On Fri, Feb 11, 2022 at 12:26 AM Guyren Howe <guyren@xxxxxxxxx> wrote:
I’m not proposing some crackpot half-baked idea here. There are well-defined and researched alternatives to SQL.
I didn't suggest that you were. Anything which was written, someone had to actually write.
The most fully-developed you-can-use-today offering is Datomic, which uses Datalog as its query language. If you know Prolog, and how that is kind of database-like, Datomic is pretty much a variant of Prolog.
https://www.datomic.com
I don’t use it because it’s closed source.
Will it be accepted here? I don't know; I'm not an insider, or in a position to say. But it'd be a much better pitch than a pep talk, or speaking in generalities about SQL. And that's coming from someone who actually agrees with you. I'm 100% on board with the idea that something better is (badly) needed. But is the idea, here, really to talk a highly successful project into doing a 180 based on this sort of argument? If only the people writing the code saw the light, they'd go read the Datomic site, and start overhauling PostgreSQL?
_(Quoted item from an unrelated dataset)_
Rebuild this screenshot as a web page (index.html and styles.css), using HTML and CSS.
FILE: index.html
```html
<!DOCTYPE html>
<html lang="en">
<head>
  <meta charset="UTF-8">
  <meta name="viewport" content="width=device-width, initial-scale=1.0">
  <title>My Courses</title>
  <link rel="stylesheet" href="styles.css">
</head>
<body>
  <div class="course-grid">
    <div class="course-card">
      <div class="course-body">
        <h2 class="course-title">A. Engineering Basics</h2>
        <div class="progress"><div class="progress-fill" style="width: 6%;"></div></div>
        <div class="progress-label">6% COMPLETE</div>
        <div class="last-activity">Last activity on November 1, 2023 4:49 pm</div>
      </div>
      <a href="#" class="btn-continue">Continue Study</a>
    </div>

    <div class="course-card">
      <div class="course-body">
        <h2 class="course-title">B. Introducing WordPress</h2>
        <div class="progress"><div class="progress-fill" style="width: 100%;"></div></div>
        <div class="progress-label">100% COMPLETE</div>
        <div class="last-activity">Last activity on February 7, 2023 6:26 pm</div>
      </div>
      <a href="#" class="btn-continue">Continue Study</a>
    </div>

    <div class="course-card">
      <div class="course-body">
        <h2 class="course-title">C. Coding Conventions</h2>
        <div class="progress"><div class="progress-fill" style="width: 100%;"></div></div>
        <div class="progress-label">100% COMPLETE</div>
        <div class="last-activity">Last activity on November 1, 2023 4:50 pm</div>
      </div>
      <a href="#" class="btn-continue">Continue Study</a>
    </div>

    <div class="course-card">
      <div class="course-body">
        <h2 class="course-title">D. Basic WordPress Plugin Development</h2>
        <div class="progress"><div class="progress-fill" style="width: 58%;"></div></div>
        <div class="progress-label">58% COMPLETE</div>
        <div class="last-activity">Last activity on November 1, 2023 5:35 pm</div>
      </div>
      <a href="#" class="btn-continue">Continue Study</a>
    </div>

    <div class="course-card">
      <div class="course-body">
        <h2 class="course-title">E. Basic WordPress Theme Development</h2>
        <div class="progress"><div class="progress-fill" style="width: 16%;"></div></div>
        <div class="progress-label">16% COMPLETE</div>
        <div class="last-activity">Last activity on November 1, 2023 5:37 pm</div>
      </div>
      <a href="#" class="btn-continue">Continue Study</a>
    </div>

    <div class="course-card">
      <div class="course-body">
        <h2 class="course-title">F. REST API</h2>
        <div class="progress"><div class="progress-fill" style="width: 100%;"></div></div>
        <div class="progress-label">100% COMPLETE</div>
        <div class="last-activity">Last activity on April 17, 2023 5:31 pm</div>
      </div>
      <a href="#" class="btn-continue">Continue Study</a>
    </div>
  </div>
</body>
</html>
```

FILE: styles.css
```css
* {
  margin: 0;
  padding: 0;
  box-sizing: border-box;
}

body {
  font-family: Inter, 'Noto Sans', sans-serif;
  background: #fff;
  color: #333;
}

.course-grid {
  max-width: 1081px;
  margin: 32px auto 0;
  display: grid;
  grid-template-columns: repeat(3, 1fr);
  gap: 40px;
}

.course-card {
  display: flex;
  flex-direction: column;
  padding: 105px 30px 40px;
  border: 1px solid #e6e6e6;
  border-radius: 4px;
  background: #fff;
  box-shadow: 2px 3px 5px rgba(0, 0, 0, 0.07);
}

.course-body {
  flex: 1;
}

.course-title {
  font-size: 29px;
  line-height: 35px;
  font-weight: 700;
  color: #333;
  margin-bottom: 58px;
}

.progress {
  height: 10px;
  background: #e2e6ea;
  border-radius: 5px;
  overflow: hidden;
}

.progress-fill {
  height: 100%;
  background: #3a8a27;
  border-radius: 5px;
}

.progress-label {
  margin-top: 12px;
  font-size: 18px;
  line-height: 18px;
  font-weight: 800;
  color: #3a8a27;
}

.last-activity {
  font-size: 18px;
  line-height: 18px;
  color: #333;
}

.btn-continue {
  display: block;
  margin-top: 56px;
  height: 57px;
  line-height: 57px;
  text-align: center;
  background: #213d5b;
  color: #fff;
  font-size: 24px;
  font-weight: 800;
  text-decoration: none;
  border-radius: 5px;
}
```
I've floated a few modest, concrete ideas here, and while the response to them was conservative, I wouldn't call it closed-minded. The message I've gotten from Tom Lane was basically, "here are the problems; show me how this would actually work." I'd have to call that fair; ball's in my court. Being more ambitious, I'd be pleased with a query language which used S-expressions. But I think the road ahead for that would be to say, "Hey, guys, look at this thing I've written. Would you please consider it?"